Schmidt machte das »Behörden-Pingpong« auf Landesebene für das Scheitern verantwortlich. Die CDU-geführte Senatsverwaltung für Finanzen hatte auf die Zuständigkeit der SPD-geführten Senatsverwaltung für Stadtentwicklung, Bauen und Wohnen verwiesen. Diese wiederum lehnte die Übernahme ab, da keine Finanzierungszusage durch die Finanzverwaltung vorlag.
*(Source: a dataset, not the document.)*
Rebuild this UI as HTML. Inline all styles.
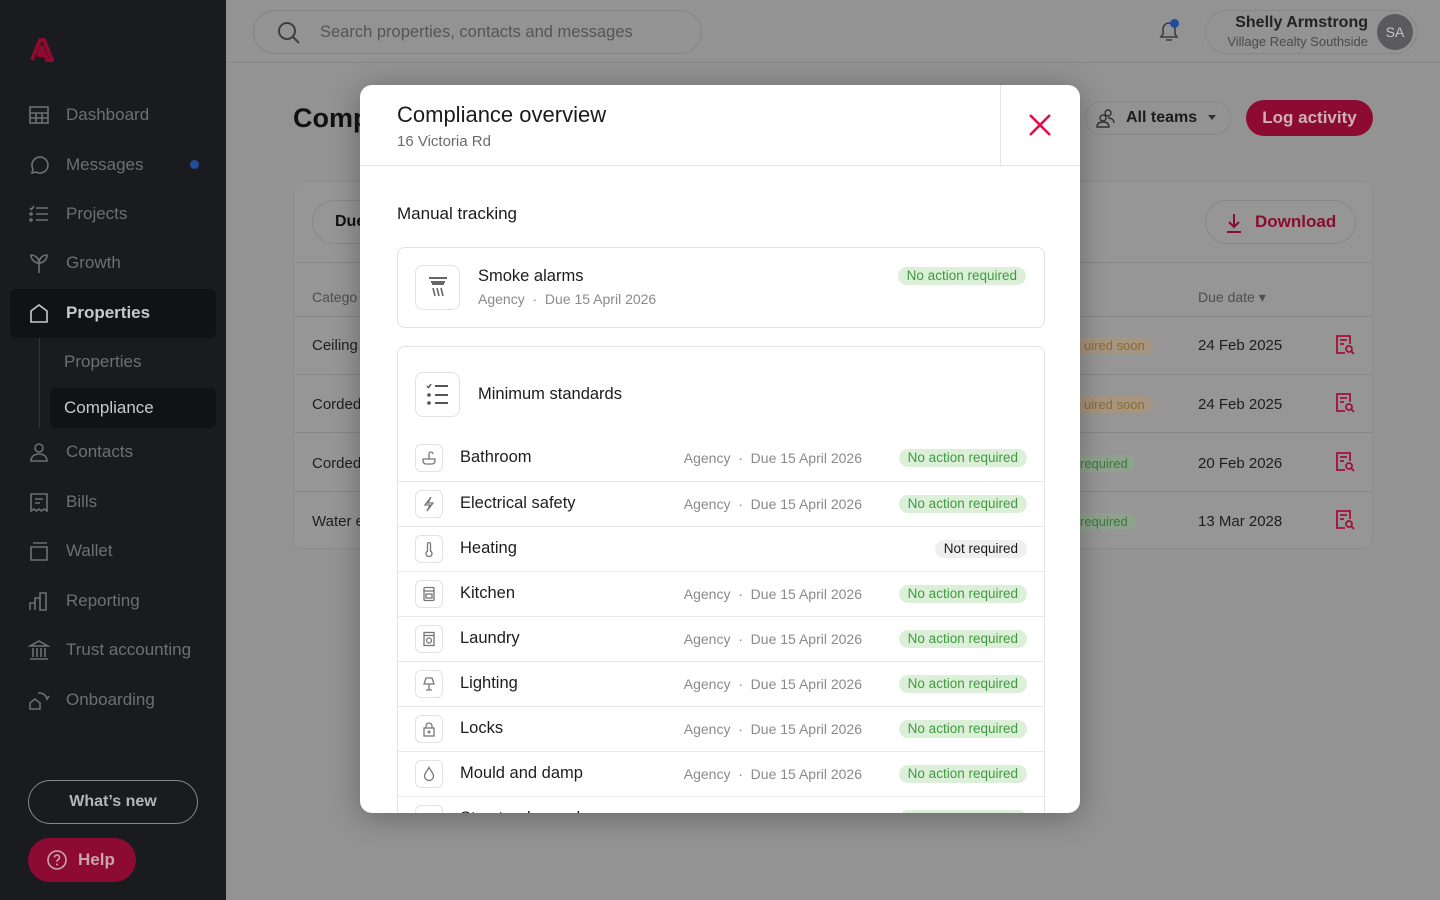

Nachdem der Bezirk jahrelang mitangesehen hatte, wie das Gebäude verfiel und der Leerstand auf ein Drittel der Wohnungen anwuchs, soll nun eine härtere Gangart eingeschlagen und das Haus als Problemimmobilie behandelt werden. Schmidt kündigte an: »Die neuen Eigentümer werden sich mit den Instrumenten der Bauaufsicht, des sozialen Erhaltungsrechts und der Zweckentfremdung vertraut machen müssen.«
Auf ein entschlosseneres Vorgehen gegen die Eigentümer und einen besseren Schutz durch den Bezirk hoffen nun auch die Bewohner*innen. Die Stimmung im Haus schwanke zwischen Enttäuschung und Wut, berichtet eine Bewohnerin. Jetzt gelte es, die Hausgemeinschaft zusammenzuhalten und Zermürbung sowie Resignation entgegenzuwirken. Ausziehen werde man nicht, ergänzt eine andere. Sie sagt: »Unser Haus, das von außen so aussieht, als würde es jeden Moment zusammenfallen, steht. Weil wir es halten. Und weil wir bleiben. Weil wir trotz Einschränkungen nicht kapitulieren und nicht freiwillig ausziehen. Wir fühlen uns hier sehr wohl und aufgehoben. Das ist unser Platz und Wirken – ein harmonisches Miteinander in einer Millionenstadt.«
Auch der Berliner Mieterverein[3] hatte sich stark gemacht für die Übernahme durch ein landeseigenes Wohnungsunternehmen. Geschäftsführer Sebastian Bartels sagt »nd«, dass in diesem Fall »wirklich alle Bedingungen vorlagen, um das Vorkaufsrecht auszuüben: eine vernachlässigte Immobilie, leerstehende Wohnungen, die für besondere Zielgruppen genutzt werden könnten, eine starke Hausgemeinschaft mit Ideen sowie ein ausgefeiltes Konzept, das der Bezirk in mühevoller Kleinarbeit entwickelt hat«. Vom Scheitern gehe ein verheerendes Signal an Investoren aus, die keine Vereinbarung zur Abwendung des Vorkaufsrechts mehr unterzeichnen werden – weil sie davon ausgehen können, dass der Senat ohnehin kein Geld für eine Übernahme bereitstellt. Darüber hinaus werde den Bezirken signalisiert, dass es sinnlos sei, Arbeit in die Vorbereitung des Vorkaufsrechts zu investieren.
»In diesem Fall lagen wirklich alle Bedingungen vor, um das Vorkaufsrecht auszuüben.«
Sebastian Bartels Mieterverein
Bartels vermisst beim Senat den klaren Willen, das Vorkaufsrecht tatsächlich anzuwenden und bestehende Hürden aus dem Weg zu räumen. Der Senat solle sich endlich mit den Bezirken an einen Tisch setzen und ein klares Konzept mit Kriterien für die Anwendung des Vorkaufsrechts entwickeln. Überfällig sei zudem die Einrichtung einer Stabsstelle, um die Zuständigkeitsblockaden zwischen den Senatsverwaltungen zu überwinden.
Für die Abgeordnete Katrin Schmidberger (Grüne) ist die Absage des Senats die »faktische Beerdigung des Vorkaufsrechts«. Statt zu handeln, habe man die Verantwortung zwischen den Senatoren hin- und hergeschoben. Auch Schmidberger fordert Transparenz, nachvollziehbare Kriterien und eine landesweite Strategie, um spekulative Käufe wirksam zu verhindern und »gemeinsam mit landeseigenen Wohnungsunternehmen, Genossenschaften und Stiftungen Häuser in gemeinwohlorientierte Trägerschaft zu überführen«.